◆ Work required ◆
Copy out the listing that follows, exactly, without its pictures.

◆ Data excerpt ◆
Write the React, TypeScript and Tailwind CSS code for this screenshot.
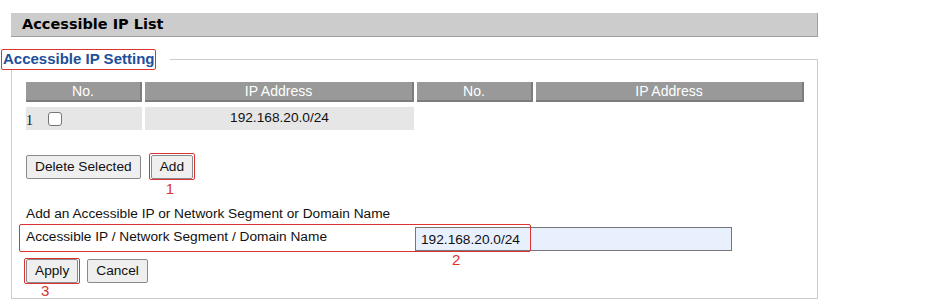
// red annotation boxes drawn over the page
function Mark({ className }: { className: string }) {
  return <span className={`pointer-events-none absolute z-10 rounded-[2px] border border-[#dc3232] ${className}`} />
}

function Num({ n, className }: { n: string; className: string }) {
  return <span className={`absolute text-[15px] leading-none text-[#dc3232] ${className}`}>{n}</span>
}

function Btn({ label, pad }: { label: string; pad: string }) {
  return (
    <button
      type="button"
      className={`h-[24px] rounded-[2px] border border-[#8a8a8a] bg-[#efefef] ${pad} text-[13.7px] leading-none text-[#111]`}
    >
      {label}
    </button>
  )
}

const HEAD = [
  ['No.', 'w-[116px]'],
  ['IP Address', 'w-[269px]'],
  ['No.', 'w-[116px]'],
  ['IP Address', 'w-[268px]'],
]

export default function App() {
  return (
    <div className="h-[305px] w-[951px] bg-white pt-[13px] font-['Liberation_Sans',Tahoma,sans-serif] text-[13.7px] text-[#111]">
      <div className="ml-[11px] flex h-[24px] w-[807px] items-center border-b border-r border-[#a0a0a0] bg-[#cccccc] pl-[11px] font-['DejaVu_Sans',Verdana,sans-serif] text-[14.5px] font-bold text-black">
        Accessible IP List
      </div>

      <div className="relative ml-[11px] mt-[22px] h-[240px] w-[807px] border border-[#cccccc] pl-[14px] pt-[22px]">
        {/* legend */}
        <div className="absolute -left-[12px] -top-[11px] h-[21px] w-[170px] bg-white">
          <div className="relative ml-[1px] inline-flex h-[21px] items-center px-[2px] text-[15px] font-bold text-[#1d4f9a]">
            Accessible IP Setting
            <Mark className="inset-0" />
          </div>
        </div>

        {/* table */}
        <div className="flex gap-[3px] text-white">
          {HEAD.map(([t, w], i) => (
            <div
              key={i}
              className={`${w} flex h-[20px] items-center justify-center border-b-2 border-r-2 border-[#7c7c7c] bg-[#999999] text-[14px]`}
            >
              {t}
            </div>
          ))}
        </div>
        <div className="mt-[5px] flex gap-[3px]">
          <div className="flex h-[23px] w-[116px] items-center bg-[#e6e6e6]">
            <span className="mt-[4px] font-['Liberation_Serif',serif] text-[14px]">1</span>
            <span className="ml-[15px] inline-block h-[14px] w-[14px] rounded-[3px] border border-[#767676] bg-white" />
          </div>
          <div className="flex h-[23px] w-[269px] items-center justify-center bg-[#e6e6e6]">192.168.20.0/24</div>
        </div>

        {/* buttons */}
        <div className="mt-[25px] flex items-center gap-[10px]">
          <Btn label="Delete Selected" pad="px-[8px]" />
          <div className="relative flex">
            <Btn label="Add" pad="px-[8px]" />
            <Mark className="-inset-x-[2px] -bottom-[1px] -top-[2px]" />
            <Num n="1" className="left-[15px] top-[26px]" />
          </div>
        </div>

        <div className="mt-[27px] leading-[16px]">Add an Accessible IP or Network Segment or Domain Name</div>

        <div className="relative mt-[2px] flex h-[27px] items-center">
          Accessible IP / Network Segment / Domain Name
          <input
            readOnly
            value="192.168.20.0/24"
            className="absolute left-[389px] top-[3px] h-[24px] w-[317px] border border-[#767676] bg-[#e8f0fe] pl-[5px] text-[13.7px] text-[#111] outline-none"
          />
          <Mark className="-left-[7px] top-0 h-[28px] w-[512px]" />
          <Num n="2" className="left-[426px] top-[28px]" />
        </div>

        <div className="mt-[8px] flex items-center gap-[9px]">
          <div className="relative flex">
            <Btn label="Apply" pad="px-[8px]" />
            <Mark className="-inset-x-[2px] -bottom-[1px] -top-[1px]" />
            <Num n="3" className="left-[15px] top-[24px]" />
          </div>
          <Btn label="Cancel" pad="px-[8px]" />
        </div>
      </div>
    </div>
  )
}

◆ Result ◆
Write the React, TypeScript and Tailwind CSS code for this screenshot.
// red annotation boxes drawn over the page
function Mark({ className }: { className: string }) {
  return <span className={`pointer-events-none absolute z-10 rounded-[2px] border border-[#dc3232] ${className}`} />
}

function Num({ n, className }: { n: string; className: string }) {
  return <span className={`absolute text-[15px] leading-none text-[#dc3232] ${className}`}>{n}</span>
}

function Btn({ label, pad }: { label: string; pad: string }) {
  return (
    <button
      type="button"
      className={`h-[24px] rounded-[2px] border border-[#8a8a8a] bg-[#efefef] ${pad} text-[13.7px] leading-none text-[#111]`}
    >
      {label}
    </button>
  )
}

const HEAD = [
  ['No.', 'w-[116px]'],
  ['IP Address', 'w-[269px]'],
  ['No.', 'w-[116px]'],
  ['IP Address', 'w-[268px]'],
]

export default function App() {
  return (
    <div className="h-[305px] w-[951px] bg-white pt-[13px] font-['Liberation_Sans',Tahoma,sans-serif] text-[13.7px] text-[#111]">
      <div className="ml-[11px] flex h-[24px] w-[807px] items-center border-b border-r border-[#a0a0a0] bg-[#cccccc] pl-[11px] font-['DejaVu_Sans',Verdana,sans-serif] text-[14.5px] font-bold text-black">
        Accessible IP List
      </div>

      <div className="relative ml-[11px] mt-[22px] h-[240px] w-[807px] border border-[#cccccc] pl-[14px] pt-[22px]">
        {/* legend */}
        <div className="absolute -left-[12px] -top-[11px] h-[21px] w-[170px] bg-white">
          <div className="relative ml-[1px] inline-flex h-[21px] items-center px-[2px] text-[15px] font-bold text-[#1d4f9a]">
            Accessible IP Setting
            <Mark className="inset-0" />
          </div>
        </div>

        {/* table */}
        <div className="flex gap-[3px] text-white">
          {HEAD.map(([t, w], i) => (
            <div
              key={i}
              className={`${w} flex h-[20px] items-center justify-center border-b-2 border-r-2 border-[#7c7c7c] bg-[#999999] text-[14px]`}
            >
              {t}
            </div>
          ))}
        </div>
        <div className="mt-[5px] flex gap-[3px]">
          <div className="flex h-[23px] w-[116px] items-center bg-[#e6e6e6]">
            <span className="mt-[4px] font-['Liberation_Serif',serif] text-[14px]">1</span>
            <span className="ml-[15px] inline-block h-[14px] w-[14px] rounded-[3px] border border-[#767676] bg-white" />
          </div>
          <div className="flex h-[23px] w-[269px] items-center justify-center bg-[#e6e6e6]">192.168.20.0/24</div>
        </div>

        {/* buttons */}
        <div className="mt-[25px] flex items-center gap-[10px]">
          <Btn label="Delete Selected" pad="px-[8px]" />
          <div className="relative flex">
            <Btn label="Add" pad="px-[8px]" />
            <Mark className="-inset-x-[2px] -bottom-[1px] -top-[2px]" />
            <Num n="1" className="left-[15px] top-[26px]" />
          </div>
        </div>

        <div className="mt-[27px] leading-[16px]">Add an Accessible IP or Network Segment or Domain Name</div>

        <div className="relative mt-[2px] flex h-[27px] items-center">
          Accessible IP / Network Segment / Domain Name
          <input
            readOnly
            value="192.168.20.0/24"
            className="absolute left-[389px] top-[3px] h-[24px] w-[317px] border border-[#767676] bg-[#e8f0fe] pl-[5px] text-[13.7px] text-[#111] outline-none"
          />
          <Mark className="-left-[7px] top-0 h-[28px] w-[512px]" />
          <Num n="2" className="left-[426px] top-[28px]" />
        </div>

        <div className="mt-[8px] flex items-center gap-[9px]">
          <div className="relative flex">
            <Btn label="Apply" pad="px-[8px]" />
            <Mark className="-inset-x-[2px] -bottom-[1px] -top-[1px]" />
            <Num n="3" className="left-[15px] top-[24px]" />
          </div>
          <Btn label="Cancel" pad="px-[8px]" />
        </div>
      </div>
    </div>
  )
}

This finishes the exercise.